David Geale, executive director of payments and digital finance at the FCA, explained the purpose behind the consultation. “We want to develop a sustainable and competitive crypto sector – balancing innovation, market integrity and trust. Our proposals won’t remove the risks of investing in crypto, but they will help firms meet common standards so consumers have a better idea of what to expect,” he added.

FCA Looks at Adding Consumer Duty to Crypto Rules

The FCA is considering whether Consumer Duty, which requires financial firms to treat customers fairly, should also apply to crypto companies. It is also asking for views on how complaints should be handled, including whether people could take disputes to the Financial Ombudsman Service.

David Geale said the new rules will not remove all risks of crypto investing. Instead, they will set common standards so people know what to expect when using regulated firms. The goal is to protect consumers while keeping competition in the market. 

The proposals build on earlier work from His Majesty’s Treasury. In April, the government published draft laws to regulate crypto more strictly. These draft laws would bring exchanges, brokers, and agents under the same rules already applied to banks and other financial firms. The aim is to ensure stronger oversight, fairer treatment of customers, and higher standards across the market. The plans also cover issues like licensing, customer protection, disclosures, and anti-money laundering.

UK and US Discuss Crypto Coordination

In parallel with domestic plans, UK authorities are working with the United States on deeper cooperation around digital assets. The Financial Times reported on Wednesday that Chancellor Rachel Reeves and US Treasury Secretary Scott Bessent had talks on stronger bilateral coordination.
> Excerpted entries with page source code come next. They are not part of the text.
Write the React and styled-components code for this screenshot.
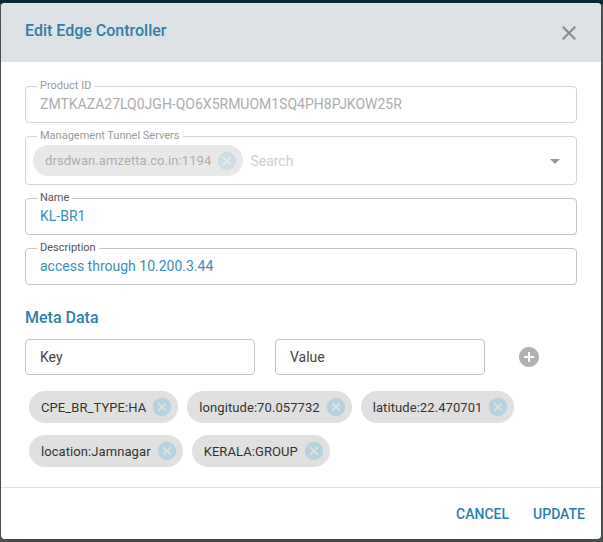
import React from "react";
import styled, { createGlobalStyle } from "styled-components";

const GlobalStyle = createGlobalStyle`
  html, body { margin: 0; padding: 0; }
  body { font-family: Roboto, "Liberation Sans", Arial, sans-serif; }
  * { box-sizing: border-box; }
`;

const Backdrop = styled.div`
  width: 603px;
  height: 542px;
  padding: 3px 2px 3px 1px;
  background: linear-gradient(to bottom, #0c2737 0, #0c2737 4px, #4d5154 4px);
  display: flex;
`;

const Dialog = styled.div`
  flex: 1;
  background: #fff;
  border-radius: 4px;
  overflow: hidden;
  display: flex;
  flex-direction: column;
  box-shadow: 0 11px 15px -7px rgba(0, 0, 0, 0.2);
`;

const Header = styled.div`
  height: 59px;
  background: #dde2e6;
  display: flex;
  align-items: center;
  justify-content: space-between;
  padding: 0 20px 0 24px;
`;

const Title = styled.h2`
  margin: 0;
  font-size: 16px;
  font-weight: 500;
  color: #2f7eab;
  padding-bottom: 4px;
`;

const IconButton = styled.button`
  border: 0;
  background: none;
  padding: 0;
  display: flex;
  color: ${({ color }) => color || "#8a8a8a"};
  cursor: pointer;
`;

const Body = styled.div`
  flex: 1;
  padding: 18px 24px 0 24px;
  display: flex;
  flex-direction: column;
`;

const Field = styled.fieldset`
  margin: 0 0 7px 0;
  padding: ${({ $pad }) => $pad || "2px 14px 10px 14px"};
  border: 1px solid ${({ disabled }) => (disabled ? "#d4d4d4" : "#c4c4c4")};
  border-radius: 4px;
  min-width: 0;
`;

const Legend = styled.legend`
  margin-left: ${({ $shift }) => $shift || "-3px"};
  padding: 0 3px;
  font-size: 11px;
  line-height: 12px;
  color: ${({ $muted }) => ($muted ? "#9a9a9a" : "#555")};
`;

const Value = styled.div`
  font-size: 14px;
  line-height: 18px;
  padding-top: 1px;
  margin-bottom: -1px;
  color: ${({ $muted }) => ($muted ? "#adadad" : "#3b8dba")};
  white-space: nowrap;
  overflow: hidden;
`;

const AutoRow = styled.div`
  display: flex;
  align-items: center;
  gap: 7px;
`;

const Chip = styled.div`
  display: inline-flex;
  align-items: center;
  height: ${({ $h }) => $h || "32px"};
  border-radius: 16px;
  background: ${({ $muted }) => ($muted ? "#e8e8e8" : "#e0e0e0")};
  padding-left: 12px;
  font-size: 13px;
  letter-spacing: 0.08px;
  color: ${({ $muted }) => ($muted ? "#adadad" : "#333")};
  white-space: nowrap;
  svg {
    margin: 0 5px 0 5px;
    color: ${({ $muted }) => ($muted ? "#cddde6" : "#b6d3e0")};
  }
`;

const Search = styled.span`
  flex: 1;
  font-size: 14px;
  color: #cfcfcf;
`;

const Arrow = styled.span`
  display: flex;
  color: #999;
  margin-right: -6px;
`;

const SectionTitle = styled.h3`
  margin: 16px 0 11px 0;
  font-size: 16px;
  line-height: 20px;
  font-weight: 500;
  color: #2f7eab;
`;

const InputRow = styled.div`
  display: flex;
  align-items: center;
`;

const Input = styled.input`
  width: ${({ $w }) => $w}px;
  height: 36px;
  margin-right: ${({ $mr }) => $mr || 0}px;
  border: 1px solid #c4c4c4;
  border-radius: 4px;
  padding: 0 14px;
  font-family: inherit;
  font-size: 14px;
  color: #333;
  outline: none;
  &::placeholder { color: #444; }
`;

const ChipList = styled.div`
  display: flex;
  flex-wrap: wrap;
  gap: 12px 9px;
  padding: 16px 60px 0 4px;
`;

const Footer = styled.div`
  border-top: 1px solid #e0e0e0;
  height: 52px;
  margin-top: auto;
  padding: 8px;
  display: flex;
  justify-content: flex-end;
  align-items: center;
  gap: 8px;
`;

const TextButton = styled.button`
  border: 0;
  background: none;
  height: 36px;
  padding: 6px 8px;
  font-family: inherit;
  font-size: 14px;
  font-weight: 500;
  text-transform: uppercase;
  color: #2b7eac;
  cursor: pointer;
`;

const Icon = ({ d, size = 24 }) => (
  <svg width={size} height={size} viewBox="0 0 24 24" fill="currentColor">
    <path d={d} />
  </svg>
);

const CANCEL =
  "M12 2C6.47 2 2 6.47 2 12s4.47 10 10 10 10-4.47 10-10S17.53 2 12 2zm5 13.59L15.59 17 12 13.41 8.41 17 7 15.59 10.59 12 7 8.41 8.41 7 12 10.59 15.59 7 17 8.41 13.41 12 17 15.59z";
const ADD =
  "M12 2C6.48 2 2 6.48 2 12s4.48 10 10 10 10-4.48 10-10S17.52 2 12 2zm5 11h-4v4h-2v-4H7v-2h4V7h2v4h4v2z";
const CLOSE =
  "M19 6.41L17.59 5 12 10.59 6.41 5 5 6.41 10.59 12 5 17.59 6.41 19 12 13.41 17.59 19 19 17.59 13.41 12z";
const DROP = "M7 10l5 5 5-5z";

const meta = [
  "CPE_BR_TYPE:HA",
  "longitude:70.057732",
  "latitude:22.470701",
  "location:Jamnagar",
  "KERALA:GROUP",
];

export default function App() {
  return (
    <>
      <GlobalStyle />
      <Backdrop>
        <Dialog>
          <Header>
            <Title>Edit Edge Controller</Title>
            <IconButton aria-label="close">
              <Icon d={CLOSE} />
            </IconButton>
          </Header>
          <Body>
            <Field disabled>
              <Legend $muted>Product ID</Legend>
              <Value $muted>ZMTKAZA27LQ0JGH-QO6X5RMUOM1SQ4PH8PJKOW25R</Value>
            </Field>
            <Field disabled $pad="3px 15px 8px 7px">
              <Legend $muted $shift="4px">Management Tunnel Servers</Legend>
              <AutoRow>
                <Chip $muted $h="31px">
                  drsdwan.amzetta.co.in:1194
                  <Icon d={CANCEL} size={22} />
                </Chip>
                <Search>Search</Search>
                <Arrow>
                  <Icon d={DROP} />
                </Arrow>
              </AutoRow>
            </Field>
            <Field>
              <Legend>Name</Legend>
              <Value>KL-BR1</Value>
            </Field>
            <Field>
              <Legend>Description</Legend>
              <Value>access through 10.200.3.44</Value>
            </Field>
            <SectionTitle>Meta Data</SectionTitle>
            <InputRow>
              <Input $w={230} $mr={20} placeholder="Key" />
              <Input $w={210} $mr={32} placeholder="Value" />
              <IconButton color="#b0b0b0" aria-label="add">
                <Icon d={ADD} />
              </IconButton>
            </InputRow>
            <ChipList>
              {meta.map((m) => (
                <Chip key={m}>
                  {m}
                  <Icon d={CANCEL} size={22} />
                </Chip>
              ))}
            </ChipList>
          </Body>
          <Footer>
            <TextButton>Cancel</TextButton>
            <TextButton>Update</TextButton>
          </Footer>
        </Dialog>
      </Backdrop>
    </>
  );
}
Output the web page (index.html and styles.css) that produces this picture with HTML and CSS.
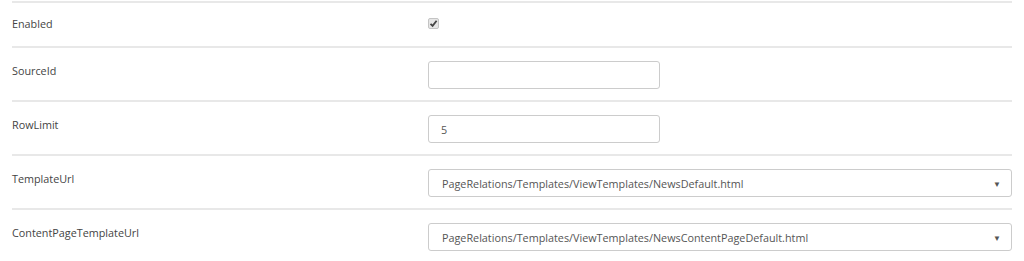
FILE: index.html
```html
<!DOCTYPE html>
<html lang="en">
<head>
    <meta charset="UTF-8">
    <meta name="viewport" content="width=device-width, initial-scale=1.0">
    <title>Settings</title>
    <link rel="stylesheet" href="styles.css">
</head>
<body>
    <!-- Widget settings -->
    <div class="settings">
        <div class="row row-first">
            <label class="field-label">Enabled</label>
            <div class="field">
                <span class="check-box">
                    <svg width="9" height="9" viewBox="0 0 9 9"><path d="M1.5 4.8 L3.6 6.9 L7.6 1.8" fill="none" stroke="#444" stroke-width="1.8"/></svg>
                </span>
            </div>
        </div>

        <div class="row">
            <label class="field-label">SourceId</label>
            <div class="field">
                <input class="text-input" type="text" value="">
            </div>
        </div>

        <div class="row">
            <label class="field-label">RowLimit</label>
            <div class="field">
                <input class="text-input" type="text" value="5">
            </div>
        </div>

        <div class="row">
            <label class="field-label">TemplateUrl</label>
            <div class="field">
                <div class="select-wrap">
                    <select class="select-input">
                        <option>PageRelations/Templates/ViewTemplates/NewsDefault.html</option>
                    </select>
                    <span class="select-arrow">&#9660;</span>
                </div>
            </div>
        </div>

        <div class="row">
            <label class="field-label">ContentPageTemplateUrl</label>
            <div class="field">
                <div class="select-wrap">
                    <select class="select-input">
                        <option>PageRelations/Templates/ViewTemplates/NewsContentPageDefault.html</option>
                    </select>
                    <span class="select-arrow">&#9660;</span>
                </div>
            </div>
        </div>
    </div>
</body>
</html>
```

FILE: styles.css
```css
/* Page */
body {
    margin: 0;
    padding: 1px 0 0 0;
    font-family: 'Open Sans', 'Noto Sans', sans-serif;
    font-size: 10.8px;
    color: #444;
    background: #fff;
}

.settings {
    margin: 0 12px;
    width: 1000px;
}

/* Each setting row */
.row {
    display: grid;
    grid-template-columns: 416px 584px;
    border-top: 2px solid #e8e8e8;
    padding: 13px 0 11px;
}

.row-first {
    padding: 12px 0 13px;
}

.field-label {
    line-height: 20px;
}

.row-first .field-label {
    line-height: 18px;
}

.field {
    display: flex;
    align-items: flex-start;
}

/* Fake checked checkbox (greyed look) */
.check-box {
    display: inline-flex;
    align-items: center;
    justify-content: center;
    width: 9px;
    height: 9px;
    margin-top: 3px;
    border: 1px solid #c4c4c4;
    border-radius: 2px;
    background: #e6e6e6;
}

/* Text inputs */
.text-input {
    box-sizing: border-box;
    width: 232px;
    height: 28px;
    padding: 0 12px;
    font-family: inherit;
    font-size: 10.8px;
    color: #555;
    border: 1px solid #ccc;
    border-radius: 3px;
    outline: none;
}

/* Selects */
.select-wrap {
    position: relative;
    width: 584px;
}

.select-input {
    -webkit-appearance: none;
    appearance: none;
    box-sizing: border-box;
    width: 100%;
    height: 28px;
    padding: 0 30px 0 13px;
    font-family: inherit;
    font-size: 10.8px;
    color: #555;
    background: #fff;
    border: 1px solid #ccc;
    border-radius: 3px;
    outline: none;
}

.select-arrow {
    position: absolute;
    right: 11px;
    top: 9px;
    font-size: 8px;
    color: #555;
    pointer-events: none;
}
```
Anonymous sources said the conversation involved both crypto-focused firms such as Coinbase, Circle, and Ripple, as well as traditional finance executives from Citi, Barclays, and Bank of America. The move signals an intention to keep international standards aligned while developing national rules.

The government aims to keep Britain “open for business” while fighting fraud. Together with the FCA’s plans, this signals how crypto rules may develop in 2025. A recent Aviva survey showed that 27% of UK adults are open to including crypto in retirement savings. About one in five respondents reported holding or having held crypto, with two-thirds of them still owning digital assets.